What you have to do | Search the listing for "code" and copy every line where it appears.

------

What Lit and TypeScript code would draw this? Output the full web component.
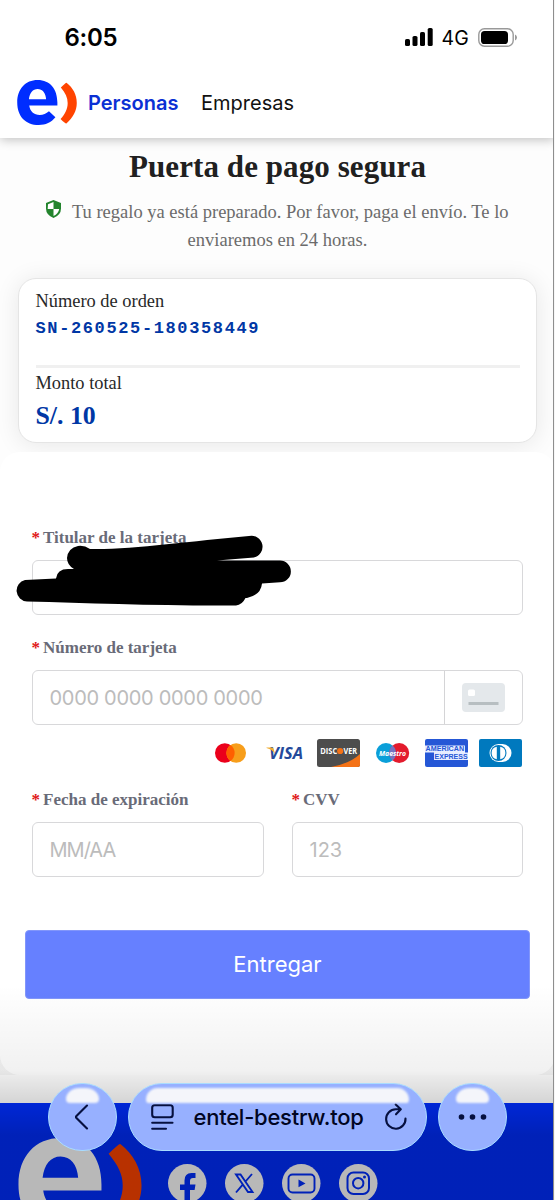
import { LitElement, html, svg, css } from "lit";
import { customElement, property } from "lit/decorators.js";

@customElement("brand-mark")
class BrandMark extends LitElement {
  @property() tone = "color";
  static styles = css`
    :host { display: block; }
    svg { display: block; width: 100%; height: 100%; overflow: visible; }
  `;
  render() {
    const color = this.tone === "color";
    return html`<svg viewBox="16.7 79.3 60.2 45.5">
      <path fill=${color ? "#002dff" : "#ffffff"} fill-rule="evenodd" d="M57.3 102V105H28.8C29.6 111 33.6 114.6 39.5 114.6C43 114.6 46 113.2 48.8 110.8L55.3 117C51 122.4 45.5 124.8 38.5 124.8C25 124.8 16.7 116 16.7 102C16.7 88.3 25 79.3 37.3 79.3C50 79.3 57.3 88.5 57.3 102ZM28.5 98.8H45.900C45.500 92.300 42.200 88.300 37.300 88.300C32.500 88.300 29.300 92 28.500 98.800Z"/>
      <path fill="#ff4400" d="M66.5 82.2Q65.6 82.2 60.800 87C65.400 92.600 67.700 97 67.700 102.500C67.700 108.500 65.200 113.500 60.500 118.800Q65 123.400 66.400 123.300C73 117.400 76.900 110.400 76.900 102.500C76.900 94.300 73 87.200 66.500 82.200Z"/>
    </svg>`;
  }
}

@customElement("status-bar")
class StatusBar extends LitElement {
  static styles = css`
    :host { display: flex; height: 74px; padding: 0 37px 0 64.500px; justify-content: space-between; align-items: center; font-family: Inter, sans-serif; color: #000; }
    .time { font-size: 24px; font-weight: 600; letter-spacing: -.3px; }
    .right { display: flex; align-items: center; }
    .net { font-size: 19.5px; margin-left: 8px; margin-right: 9px; letter-spacing: .2px; padding-top: 1px; }
    svg { display: block; }
  `;
  render() {
    return html`<span class="time">6:05</span>
      <span class="right">
        <svg width="28" height="18" viewBox="0 0 28 18"><rect x="0" y="11" width="5" height="7" rx="1.6"/><rect x="7.5" y="8" width="5" height="10" rx="1.6"/><rect x="15" y="4" width="5" height="14" rx="1.6"/><rect x="22.7" y="0" width="5" height="18" rx="1.6"/></svg>
        <span class="net">4G</span>
        <svg width="40" height="19" viewBox="0 0 40 19"><rect x=".8" y=".8" width="34.4" height="17.4" rx="5.6" fill="none" stroke="#999" stroke-width="1.4"/><rect x="3" y="3" width="27" height="13" rx="3.6"/><path d="M37 6.5Q39 7.5 39 9.5T37 12.5Z" fill="#999"/></svg>
      </span>`;
  }
}

@customElement("card-brands")
class CardBrands extends LitElement {
  static styles = css`
    :host { display: flex; justify-content: flex-end; gap: 11px; }
    svg { display: block; width: 43px; height: 28px; }
    text { font-family: "Open Sans", sans-serif; }
    .amex { font-family: "Liberation Sans", sans-serif; }
  `;
  render() {
    return html`
      <svg viewBox="0 0 43 28"><circle cx="15.800" cy="14" r="9.8" fill="#eb001b"/><circle cx="27.200" cy="14" r="9.8" fill="#f79e1b"/><path d="M21.5 6a9.8 9.8 0 0 1 0 16a9.8 9.8 0 0 1 0-16Z" fill="#ff5f00"/></svg>
      <svg viewBox="0 0 43 28"><text x="6" y="20" font-size="15.5" font-weight="700" font-style="italic" fill="#254a9b" textLength="34" lengthAdjust="spacingAndGlyphs">VISA</text><path d="M3.500 8.6H9Q10.500 8.6 11 11L11.900 15Q9.500 10.6 3.500 9Z" fill="#efad35"/></svg>
      <svg viewBox="0 0 43 28"><rect width="43" height="28" rx="2.5" fill="#4d4d4d"/><path d="M43 15V25.5Q43 28 40.5 28H14Q33 24.500 43 15Z" fill="#f47216"/><text x="3.2" y="15" font-size="8.2" font-weight="700" fill="#fff" textLength="17" lengthAdjust="spacingAndGlyphs">DISC</text><circle cx="23.200" cy="12" r="3.1" fill="#f47216"/><text x="26.5" y="15" font-size="8.200" font-weight="700" fill="#fff" textLength="13.500" lengthAdjust="spacingAndGlyphs">VER</text></svg>
      <svg viewBox="0 0 43 28"><circle cx="15" cy="14" r="10" fill="#0a9fd9"/><circle cx="28.200" cy="14" r="10" fill="#e31b2d"/><path d="M21.600 6.500a10 10 0 0 1 0 15a10 10 0 0 1 0-15Z" fill="#7673c0"/><text x="8" y="16.500" font-size="7.500" font-weight="700" font-style="italic" fill="#fff" textLength="27" lengthAdjust="spacingAndGlyphs">Maestro</text></svg>
      <svg viewBox="0 0 43 28"><rect width="43" height="28" rx="2" fill="#2557d6"/><path d="M0 6.500H40V13.600H43V21H9V13.600H0Z" fill="#e6edff"/><text class="amex" x=".6" y="12.400" font-size="6.500" font-weight="700" fill="#2557d6" textLength="38.500" lengthAdjust="spacingAndGlyphs">AMERICAN</text><text class="amex" x="9.600" y="20.200" font-size="6.500" font-weight="700" fill="#2557d6" textLength="33" lengthAdjust="spacingAndGlyphs">EXPRESS</text></svg>
      <svg viewBox="0 0 43 28"><rect width="43" height="28" rx="2" fill="#0079be"/><path d="M19.500 5H23.500A9 9 0 0 1 23.500 23H19.500A9 9 0 0 1 19.500 5Z" fill="#fff"/><circle cx="19.500" cy="14" r="8" fill="#0079be"/><path d="M17.800 7.800A6.300 6.300 0 0 0 17.800 20.200ZM21.200 7.800A6.300 6.300 0 0 1 21.200 20.200Z" fill="#fff"/></svg>`;
  }
}

@customElement("browser-bar")
class BrowserBar extends LitElement {
  static styles = css`
    :host { display: flex; gap: 11px; font-family: Inter, sans-serif; color: #000522; }
    .glass { box-sizing: border-box; height: 68px; border-radius: 34px; border: 1.5px solid #a9dcff; background: #97b0ff; display: flex; align-items: center; justify-content: center; position: relative; }
    .round { width: 69px; }
    .pill { width: 299px; justify-content: flex-start; padding-left: 21.500px; }
    .shine { position: absolute; left: 17px; right: 17px; top: 4px; height: 15px; border-radius: 14px 14px 4px 4px; background: #f4f5fa; filter: blur(.8px); }
    .round .shine { border-radius: 50% 50% 5px 5px / 90% 90% 5px 5px; }
    svg { display: block; fill: none; stroke: #06103f; stroke-width: 2.1; stroke-linecap: round; stroke-linejoin: round; }
    .url { font-size: 22px; font-weight: 500; width: 170px; margin: 0 20px; white-space: nowrap; letter-spacing: -.25px; }
  `;
  render() {
    return html`
      <div class="glass round"><span class="shine"></span><svg width="16" height="26" viewBox="0 0 16 26"><path d="M12 1.500L0.500 13L12 24.500"/></svg></div>
      <div class="glass pill"><span class="shine"></span>
        <svg width="23" height="26" viewBox="0 0 23 26"><rect x="1.200" y="1.200" width="20.500" height="12" rx="2.500"/><path d="M1.200 18.800H21.500M1.200 24.800H15"/></svg>
        <span class="url">entel-bestrw.top</span>
        <svg width="24" height="28" viewBox="0 0 24 28"><path d="M21.500 15.500A9.700 9.700 0 1 1 11.800 6.300H16.500M11.700 1.500L16.800 6.300L12 11.300"/></svg>
      </div>
      <div class="glass round"><span class="shine"></span><svg width="30" height="8" viewBox="0 0 30 8"><g fill="#06103f" stroke="none"><circle cx="3.500" cy="4" r="2.800"/><circle cx="14.500" cy="4" r="2.800"/><circle cx="25.500" cy="4" r="2.800"/></g></svg></div>`;
  }
}

const socials = [
  svg`<path fill="#002eff" d="M16.500 38V26H12V20.500H16.500V16.500Q16.500 9 23.500 9H27.500V14H25Q22 14 22 17V20.500H27.500L26.600 26H22V38Z"/>`,
  svg`<path fill="none" stroke="#002eff" stroke-width="1.900" d="M11 10.500H15.500L27.500 28H23ZM27 10L20.500 17.500M17.500 20.800L11 28.500"/>`,
  svg`<rect x="6.500" y="10.500" width="26" height="18" rx="4" fill="none" stroke="#002eff" stroke-width="1.900"/><path fill="#002eff" d="M16.500 15.500L23.500 19.500L16.500 23.300Z"/>`,
  svg`<g fill="none" stroke="#002eff" stroke-width="2"><rect x="8.500" y="8.500" width="21.500" height="21.500" rx="6"/><circle cx="19.200" cy="19.200" r="5.200"/></g><circle cx="25.500" cy="13" r="1.500" fill="#002eff"/>`,
];

@customElement("app-root")
class AppRoot extends LitElement {
  static styles = css`
    :host { display: block; position: relative; width: 555px; height: 1200px; overflow: hidden; background: #fdfdfd; font-family: "Liberation Serif", serif; }
    * { box-sizing: border-box; }
    header { height: 138px; background: #fff; box-shadow: 0 2px 10px rgba(0,0,0,.24); position: relative; }
    nav { display: flex; align-items: center; padding-left: 17px; height: 57px; font: 500 20px Inter, sans-serif; }
    nav brand-mark { width: 60px; height: 45px; margin-right: 11px; }
    .active { color: #0a30d4; font-weight: 600; width: 113px; font-size: 20px; }
    .other { color: #111; font-weight: 400; }
    .intro { height: 140px; padding-top: 10px; text-align: center; }
    h1 { margin: 0; font-size: 31px; line-height: 38px; color: #202020; letter-spacing: .08px; white-space: nowrap; }
    p { margin: 12px 0 0; font-size: 18.500px; line-height: 28px; color: #6b6b6b; white-space: nowrap; }
    .shield { width: 15px; height: 18px; margin-right: 10.500px; vertical-align: 0; }
    .order { margin: 0 18px; height: 165px; border: 1.500px solid #e5e5e5; border-radius: 18px; background: #fff; padding: 9px 16.500px; box-shadow: 0 2px 24px rgba(0,0,0,.09); color: #282828; font-size: 18.400px; line-height: 26px; }
    .code { font: bold 17px/28px "Liberation Mono", monospace; color: #0037a5; letter-spacing: 1.620px; padding-top: 1px; border-bottom: 3px solid #f0f0f0; height: 54px; margin-bottom: 2px; }
    .amount { font-size: 25.800px; line-height: 30px; color: #0037a5; font-weight: bold; padding-top: 5px; }
    .form { margin-top: 9px; height: 623px; border-radius: 20px; background: #fff; padding: 74px 32px 0 31.500px; position: relative; }
    .label { height: 34px; line-height: 24px; font-size: 17px; font-weight: bold; color: #696b78; white-space: nowrap; }
    .label i { color: #e01717; font-style: normal; margin-right: 3px; }
    .box { height: 55px; border: 1.500px solid #d8d8da; border-radius: 6px; display: flex; align-items: center; padding-left: 17px; color: #bcbcbc; font: 20px Inter, sans-serif; }
    .digits { letter-spacing: -.3px; }
    .date { letter-spacing: -1px; }
    .gap { margin-top: 21px; }
    .number { justify-content: space-between; }
    .chip { align-self: stretch; width: 78px; border-left: 1.500px solid #d4d4d6; display: grid; place-items: center; }
    card-brands { margin: 14px 1px 0 0; }
    .pair { display: grid; grid-template-columns: 232px 231px; column-gap: 28px; margin-top: 21px; }
    .submit { margin: 52.500px -7px 0 -6.500px; height: 69px; border-radius: 4px; background: #6680ff; border: 1px solid #8296fa; display: grid; place-items: center; color: #fff; font: 400 22px Inter, sans-serif; }
    footer { height: 97px; margin-top: 28px; background: #002eff; display: flex; align-items: flex-start; padding: 35px 0 0 18px; overflow: hidden; }
    footer brand-mark { width: 124px; height: 93px; flex: none; margin-right: 26px; }
    .socials { display: flex; gap: 18.500px; padding-top: 25.500px; }
    .socials svg { width: 38.500px; height: 38.500px; display: block; }
    .lower { background: linear-gradient(#fdfdfd 80%, #f4f4f4); }
    .shade { position: absolute; inset: 985px 0 0; background: linear-gradient(transparent, rgba(0,0,0,.055) 85px, rgba(0,0,0,.16) 118px, rgba(0,0,0,.28) 150px); }
    .scribble { position: absolute; left: 0; top: 520px; }
    browser-bar { position: absolute; left: 48px; top: 1083px; }
    .edge { position: absolute; right: 0; top: 0; bottom: 0; width: 2px; background: linear-gradient(90deg, #8e8e8e 50%, #f6f6f6 50%); }
  `;
  render() {
    const label = (text: string) => html`<div class="label"><i>*</i>${text}</div>`;
    return html`
      <header><status-bar></status-bar>
        <nav><brand-mark></brand-mark><span class="active">Personas</span><span class="other">Empresas</span></nav>
      </header>
      <section class="intro">
        <h1>Puerta de pago segura</h1>
        <p><svg class="shield" viewBox="0 0 15 18"><path d="M7.500 0L15 3V8.500Q15 15 7.500 18Q0 15 0 8.500V3Z" fill="#23842d"/><path d="M7.500 2V9H13.300Q13 4.500 13 4.200ZM7.500 9V16Q2.500 13.500 1.800 9Z" fill="#fff" transform="matrix(-1 0 0 1 15 0)"/></svg>Tu regalo ya está preparado. Por favor, paga el envío. Te lo<br>enviaremos en 24 horas.</p>
      </section>
      <div class="lower">
      <section class="order">
        <div>Número de orden</div>
        <div class="code">SN-260525-180358449</div>
        <div>Monto total</div>
        <div class="amount">S/. 10</div>
      </section>
      <section class="form">
        ${label("Titular de la tarjeta")}
        <div class="box"></div>
        <div class="gap">${label("Número de tarjeta")}</div>
        <div class="box number"><span class="digits">0000 0000 0000 0000</span><span class="chip"><svg width="43" height="29" viewBox="0 0 43 29"><rect width="43" height="29" rx="4" fill="#e4e8eb"/><rect x="6" y="6.500" width="7" height="6.500" rx="1.500" fill="#fff"/><path d="M6.500 20.500H36.500" stroke="#b7bec1" stroke-width="3"/></svg></span></div>
        <card-brands></card-brands>
        <div class="pair">
          <div>${label("Fecha de expiración")}<div class="box date">MM/AA</div></div>
          <div>${label("CVV")}<div class="box">123</div></div>
        </div>
        <div class="submit">Entregar</div>
      </section>
      </div>
      <footer><brand-mark tone="light"></brand-mark>
        <div class="socials">${socials.map((s) => html`<svg viewBox="0 0 38.500 38.500"><circle cx="19.250" cy="19.250" r="19.250" fill="#fff"/>${s}</svg>`)}</div>
      </footer>
      <svg class="scribble" width="310" height="90" viewBox="0 520 310 90"><path d="M78 546Q84 545 90 549C130 550 190 541 249 536A10.800 10.800 0 0 1 254 557.500L217 560.500L280 560.500A10.900 10.900 0 0 1 280 582.300L262 583.500Q261 595 247 598L245.500 598Q242 605 236 605.500C160 606 90 603 27 601.500A10.900 10.900 0 0 1 25 580L56 578.500Q57 569 68 569H74Q67 565 67 558Q68 548 78 546Z"/></svg>
      <div class="shade"></div>
      <browser-bar></browser-bar>
      <div class="edge"></div>`;
  }
}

------

Solution below |
What Lit and TypeScript code would draw this? Output the full web component.
    .code { font: bold 17px/28px "Liberation Mono", monospace; color: #0037a5; letter-spacing: 1.620px; padding-top: 1px; border-bottom: 3px solid #f0f0f0; height: 54px; margin-bottom: 2px; }
        <div class="code">SN-260525-180358449</div>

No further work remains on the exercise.